American auteur.
American auteurs. Brandon Patoc

It was no surprise that the Seattle Symphony's John Williams Conducts Williams concert sold out approximately two hours after tickets went on sale, but it was quite the surprise when Williams, the greatest American cinematic composer of our time, called Steven Spielberg to the stage following intermission.

After a moment of collective disbelief, everyone in the packed house rose to their feet and flipped out as the author of their childhoods walked across the stage, waved to the orchestra, and stood before the mic. An appearance by Spielberg wasn't in the evening's program, and so this was all very cool and happening.

That moment when John Williams surprises you by announcing that his friend, Steven Spielberg, will narrate the rest of the concert! :astonished: pic.twitter.com/OQxsD5xvYJ
— Seattle Symphony (@seattlesymphony) September 28, 2017


During the first half of the concert, Williams projected a sense of gratitude and real pleasure. He said he was glad to be back in Seattle again and mentioned his long history with this city and its orchestra, which he claimed was the first to play any of his music onstage. That was news to me. Something else I did not know: Williams said he wrote a romantic theme for Luke and Leia because he, like everyone else on the planet, thought they were boyfriend-girlfriend. He was just as flabbergasted as anyone else when director George Lucas told him they were siblings, and was sorry his music contributed to everyone's suspicions.

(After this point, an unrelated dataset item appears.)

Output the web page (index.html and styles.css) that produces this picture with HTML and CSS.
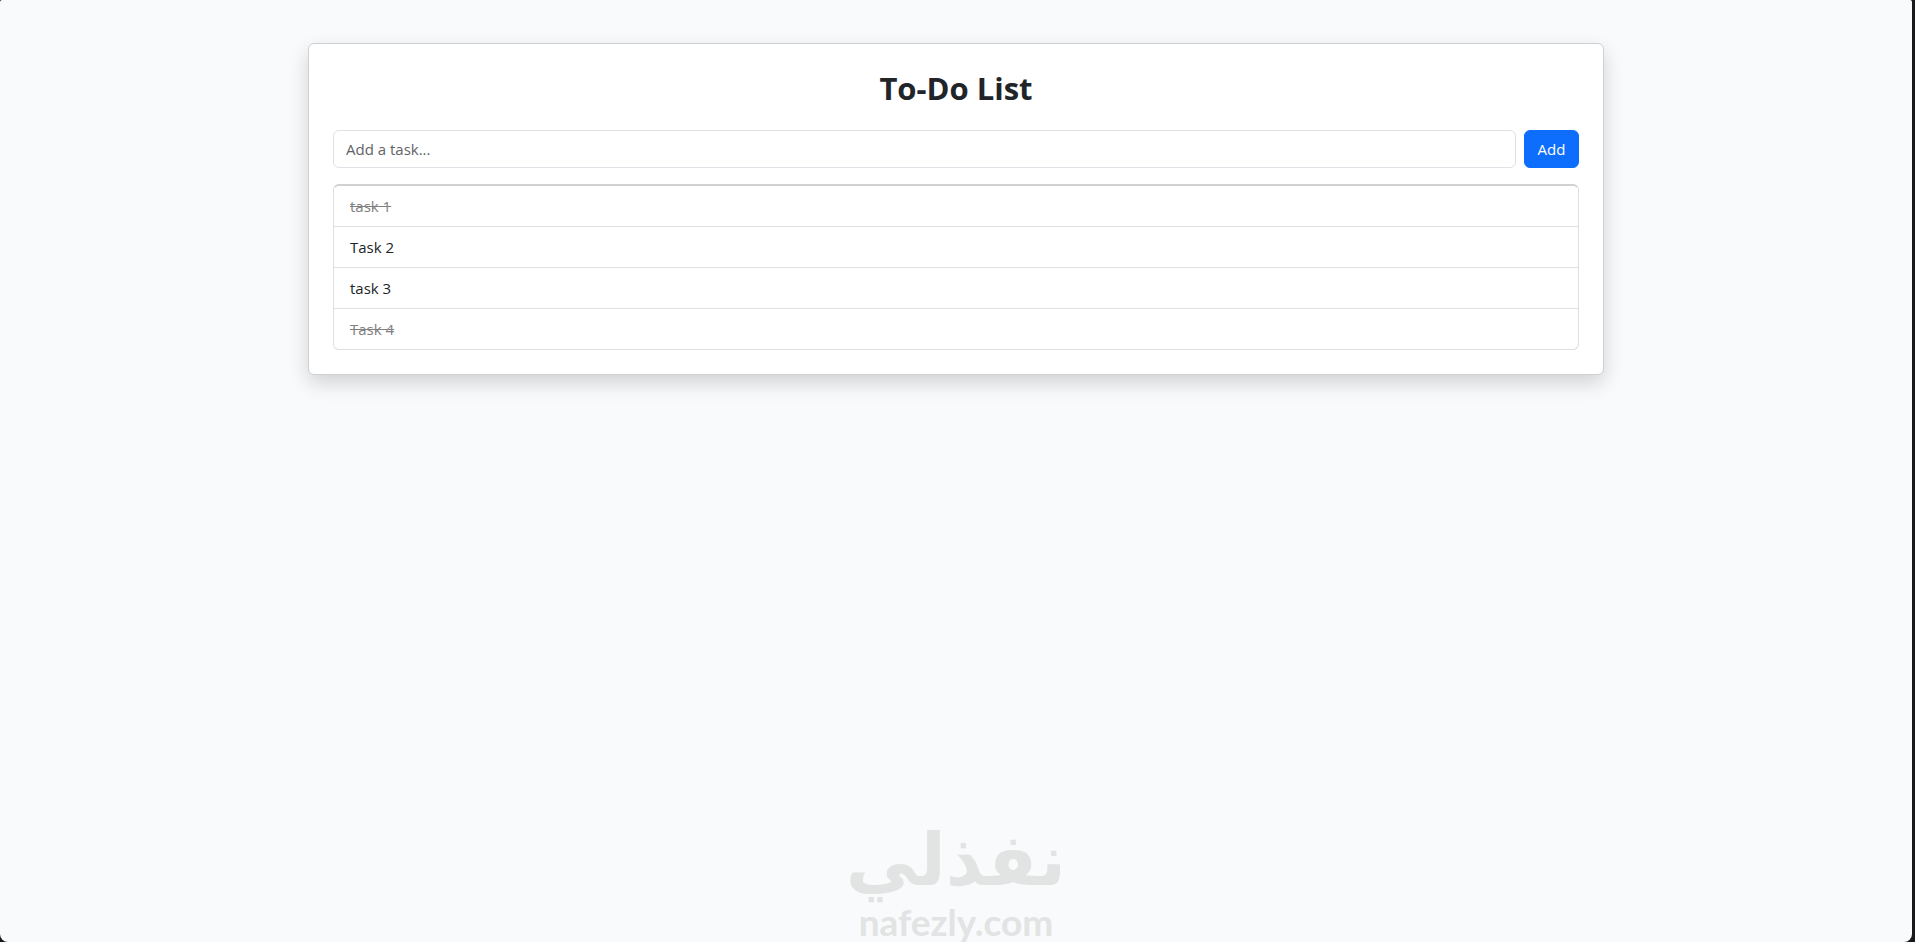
FILE: index.html
```html
<!DOCTYPE html>
<html lang="en">
<head>
  <meta charset="UTF-8">
  <meta name="viewport" content="width=device-width, initial-scale=1.0">
  <title>To-Do List</title>
  <link rel="stylesheet" href="styles.css">
</head>
<body>
  <div class="page">
    <main class="container">
      <div class="card">
        <h1>To-Do List</h1>
        <form class="task-form" id="taskForm">
          <input type="text" class="task-input" id="taskInput" placeholder="Add a task..." aria-label="Add a task">
          <button type="submit" class="btn-add">Add</button>
        </form>
        <ul class="task-list" id="taskList">
          <li class="task completed">task 1</li>
          <li class="task">Task 2</li>
          <li class="task">task 3</li>
          <li class="task completed">Task 4</li>
        </ul>
      </div>
    </main>

    <footer class="brand">
      <span class="brand-name" lang="ar" dir="rtl">نفذلي</span>
      <span class="brand-site">nafezly.com</span>
    </footer>
  </div>

  <script>
    var list = document.getElementById('taskList');

    document.getElementById('taskForm').addEventListener('submit', function (e) {
      e.preventDefault();
      var input = document.getElementById('taskInput');
      var text = input.value.trim();
      if (text === '') return;

      var li = document.createElement('li');
      li.className = 'task';
      li.textContent = text;
      list.appendChild(li);
      input.value = '';
    });

    // click a task to mark it as done
    list.addEventListener('click', function (e) {
      if (e.target.classList.contains('task')) {
        e.target.classList.toggle('completed');
      }
    });
  </script>
</body>
</html>
```
FILE: styles.css
```css
* {
  box-sizing: border-box;
}

body {
  margin: 0;
  background-color: #17191b;
  color: #212529;
  font-family: "Segoe UI", "Open Sans", "Noto Sans", sans-serif;
  font-size: 15px;
  line-height: 24px;
}

.page {
  display: flex;
  flex-direction: column;
  min-height: 100vh;
  margin-right: 3px;
  padding-top: 43px;
  background-color: #f9fafc;
  border-radius: 2px 2px 8px 8px;
}

.container {
  width: 100%;
  max-width: 1320px;
  margin: 0 auto;
  padding: 0 12px;
}

.card {
  padding: 24px;
  background-color: #fff;
  border: 1px solid #cfd0d1;
  border-radius: 6px;
  box-shadow: 0 8px 20px rgba(0, 0, 0, 0.16);
}

h1 {
  margin: 0 0 22px;
  font-size: 31px;
  line-height: 40px;
  font-weight: 700;
  text-align: center;
}

.task-form {
  display: flex;
  gap: 8px;
  margin-bottom: 16px;
}

.task-input {
  flex: 1;
  min-width: 0;
  height: 38px;
  padding: 6px 12px;
  font: inherit;
  color: #212529;
  background-color: #fff;
  border: 1px solid #dee2e6;
  border-radius: 6px;
}

.task-input::placeholder {
  color: #5f6366;
  opacity: 1;
}

.btn-add {
  min-width: 55px;
  height: 38px;
  padding: 6px 12px;
  font: inherit;
  color: #fff;
  background-color: #0d6efd;
  border: 1px solid #0d6efd;
  border-radius: 6px;
  cursor: pointer;
}

.btn-add:hover {
  background-color: #0b5ed7;
}

.task-list {
  margin: 0;
  padding: 0;
  list-style: none;
  border: 1px solid #dddfe1;
  border-top: 2px solid #d0d1d3;
  border-radius: 6px;
}

.task {
  padding: 8px 16px;
  cursor: pointer;
}

.task + .task {
  border-top: 1px solid #dddfe1;
}

.task.completed {
  color: #808080;
  text-decoration: line-through;
}

.brand {
  display: flex;
  flex-direction: column;
  align-items: center;
  margin-top: auto;
  color: #e2e3e3;
  font-weight: 700;
}

.brand-name {
  font-family: "DejaVu Sans", sans-serif;
  font-size: 72px;
  line-height: 84px;
}

.brand-site {
  font-family: Lato, sans-serif;
  font-size: 37px;
  line-height: 40px;
}
```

When Spielberg joined Williams onstage, it was, frankly, very cute. They were nerds nerding out about the relationship between music and the moving image, and their joy appeared authentic despite the promotional aspects of the performance. (A new Indiana Jones movie is due out in 2019.) But even those aspects were fucking great. At one point, Spielberg gave a shot-for-shot commentary on a chase scene from Indiana Jones and the Last Crusade, but without any music playing behind it. When teenage Indy crashed through the roof of a train car and then landed in a box full of snakes, Spielberg turned to the audience and said, "That's where the snake thing comes from." Then they ran the tape again, except this time with Williams conducting a live score. The music, of course, made all the difference, and the process reminded everyone how much emotional weight is carried by a film's weepy violins and proud French Horns.

The colors are so saturated--almost like a cartoon--in the new Indiana Jones film, due out 2019.
A still from the new the Last Crusade. The colors are so saturated, almost like a cartoon. Brandon Patoc

For the rest of the evening, Spielberg sat facing Williams in the center of the orchestra as he conducted bits from War Horse, The Adventures of Tintin, and Schindler’s List. Cordula Merks's violin solo on that latter piece of music had people in tears, and the orchestra in general was in rare form. The energy of the crowd was coursing through the performers, lending fire to their flights of virtuosity.

I've seen a number of audience members preform their appreciation at symphonies before, but people seemed to be having some once-in-a-lifetime experiences at this thing. A pony-tailed nerd who might as well have been wearing a lanyard braced himself against his chair and adjusted his glasses when a rush of trumpets filled the air for "Scherzo for X-Wings from The Force Awakens." An elderly woman sitting directly in front of me cupped her cheek and gave her husband a knowing look when Williams struck up the orchestra for the E.T. theme.

Seeing the elderly react like children to this music messed up my sense of time. From my perspective, the music of Star Wars has always existed. Raiders of the Lost Ark has always existed. I didn't even really know a person made it. As Spielberg said last night, Williams's music always sounded to me as if it "fell from the stars themselves." I was dumbstruck trying to imagine a time when people were walking around talking to each other and falling in and out of love all without that *bum bum-bum BUM* phrase from the Indiana Jones theme swirling around in their minds.

Watching Spielberg pat his knee in time to those swashbuckling opening bars, and observing his admiration for the soloists as they showed off, was truly something to behold. Even after a 45-year partnership, he and Williams didn't appear to be bored with one another. Their respect felt mutual, as if their distinct but related cinematic pursuits allowed each man to maintain some level of mystery and wonder about the other man's talents. That mystery and wonder was certainly still preserved among the audience members, even among those who claimed never to have seen some of the films before.